Marylou McGregor: Mary Lou was, and still is, one of Grandma Beryldine’s very best friends. Mary Lou and I still talk to this day. She and her husband Joe played a lot of bridge with your great grandparents as well. She sewed beautifully and made your Mom the cutest little yellow print dress when she was born. I’ll show you the picture of your mom in the dress someday. She wrote me a note and told me how having a little girl was wonderful---that she would bring me so much joy and break my heart at the same time. I e-mailed Mary Lou when your Mom had you. Such a wonderfully caring lady! She calls or e-mails me often to check on Grandma Beryldine’s condition and I appreciate it so much. Her daughter, Shirley, lives in Houston and we talk often. I am photographing Mary Lou’s grandson, Ben, next week for his senior picture. I love that I have that connection to Mary Lou!

TO BE CONTINUED

Wednesday, July 15, 2009

Dearest Isabella, Part 2

Hays Williams: One of my Mother’s (Your great-grandmother, known to our family as “Grandma Beryldine”) co-workers at the church. Hays and Mother were such good friends. She always acted happy to see me when I would run in and out of the church office. Even later in her life when she would write Mother, she called her “Dear Friend” and longed to see her. She passed away a year or so ago and I can’t bear to tell Grandma Beryldine that she is gone. I value their example of lifelong friendship.

Bessie Hart: Another one of Mother’s good friends and co-workers at the church. She always made me lots of custom designed doll clothes. I remember my mother taking time to go visit her, even when she moved to the Juliette Fowler Home in Dallas. I am beginning to see a pattern of very giving people.

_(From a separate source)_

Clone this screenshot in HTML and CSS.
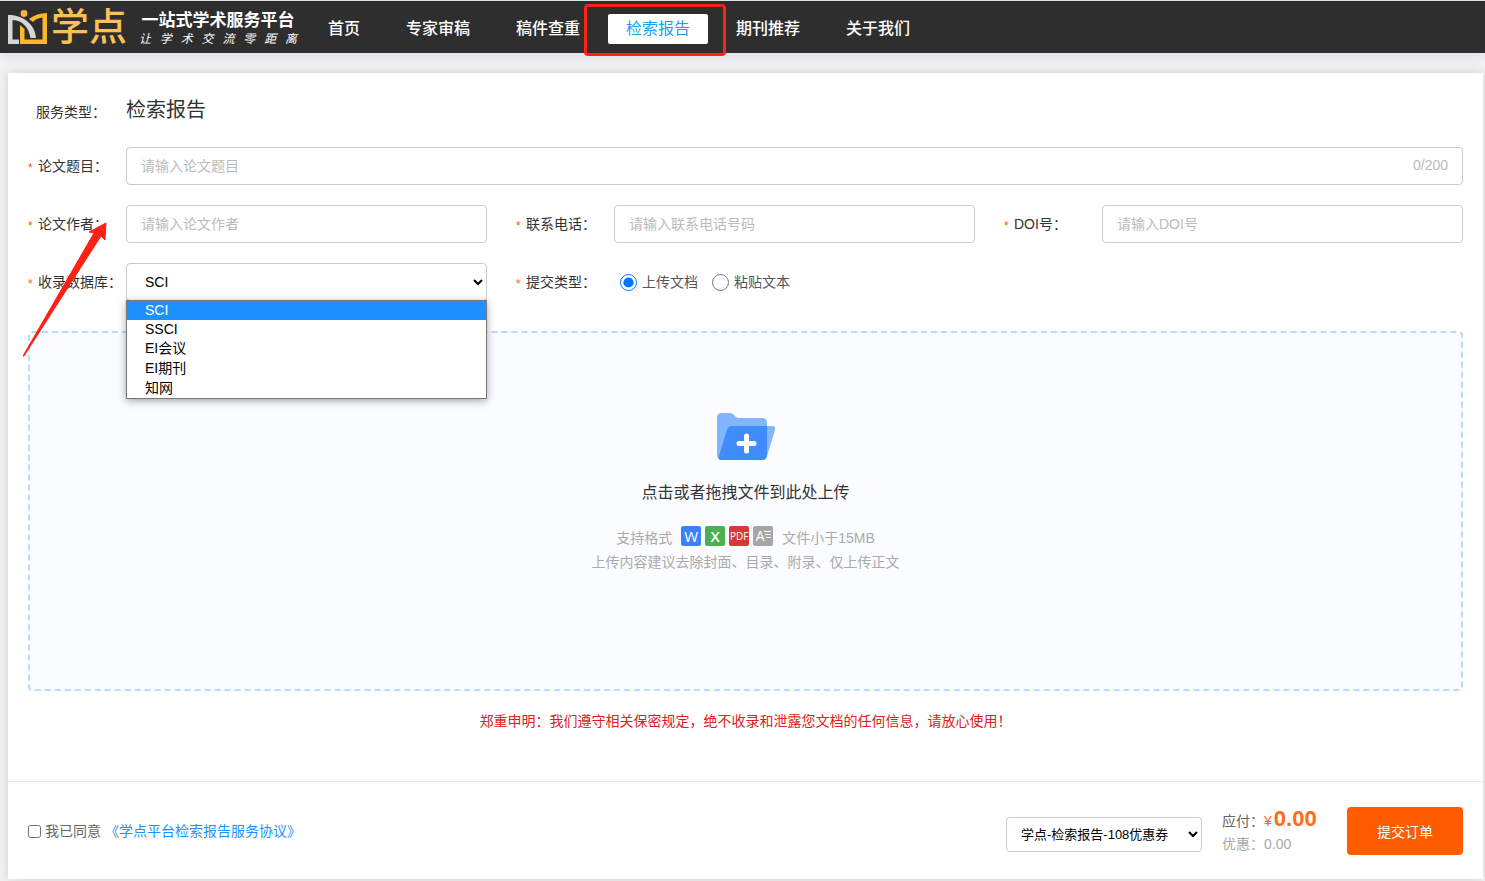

Rella Nugent: One of my Sunday School teachers. She was so sweet and I think my love of scripture and felt boards for storytelling came from her. She was another one that made me feel loved every time I saw her. I am beginning to figure out that they loved my mom and therefore they loved me. She became blind or almost blind at some point but I don’t ever remember hearing her complain whenever I saw her.

Iris Prescott: My babysitter when my Grandmother wasn’t keeping me, which was rare. She had a hair coming out of her chin that always seemed to be there. But out of her mouth came wonderful Bible stories any time I was with her. I can remember sitting on the floor listening to them any time I was with her. We also found empty locust shells and made locust parades. I have not thought of this until your Uncle Curt told me about Jack and Sarah finding locust shells the other night. The best memories pop up out of nowhere.

Brickey Bearden: She was a fiery red head with a great laugh. She was another of my Sunday School teachers and she always scared me just a little. She was earthy and bold and there was something that I liked about her. She was always at church helping someone. She even adopted two young Vietnamese children at a time when adopting children of a different nationality was rare.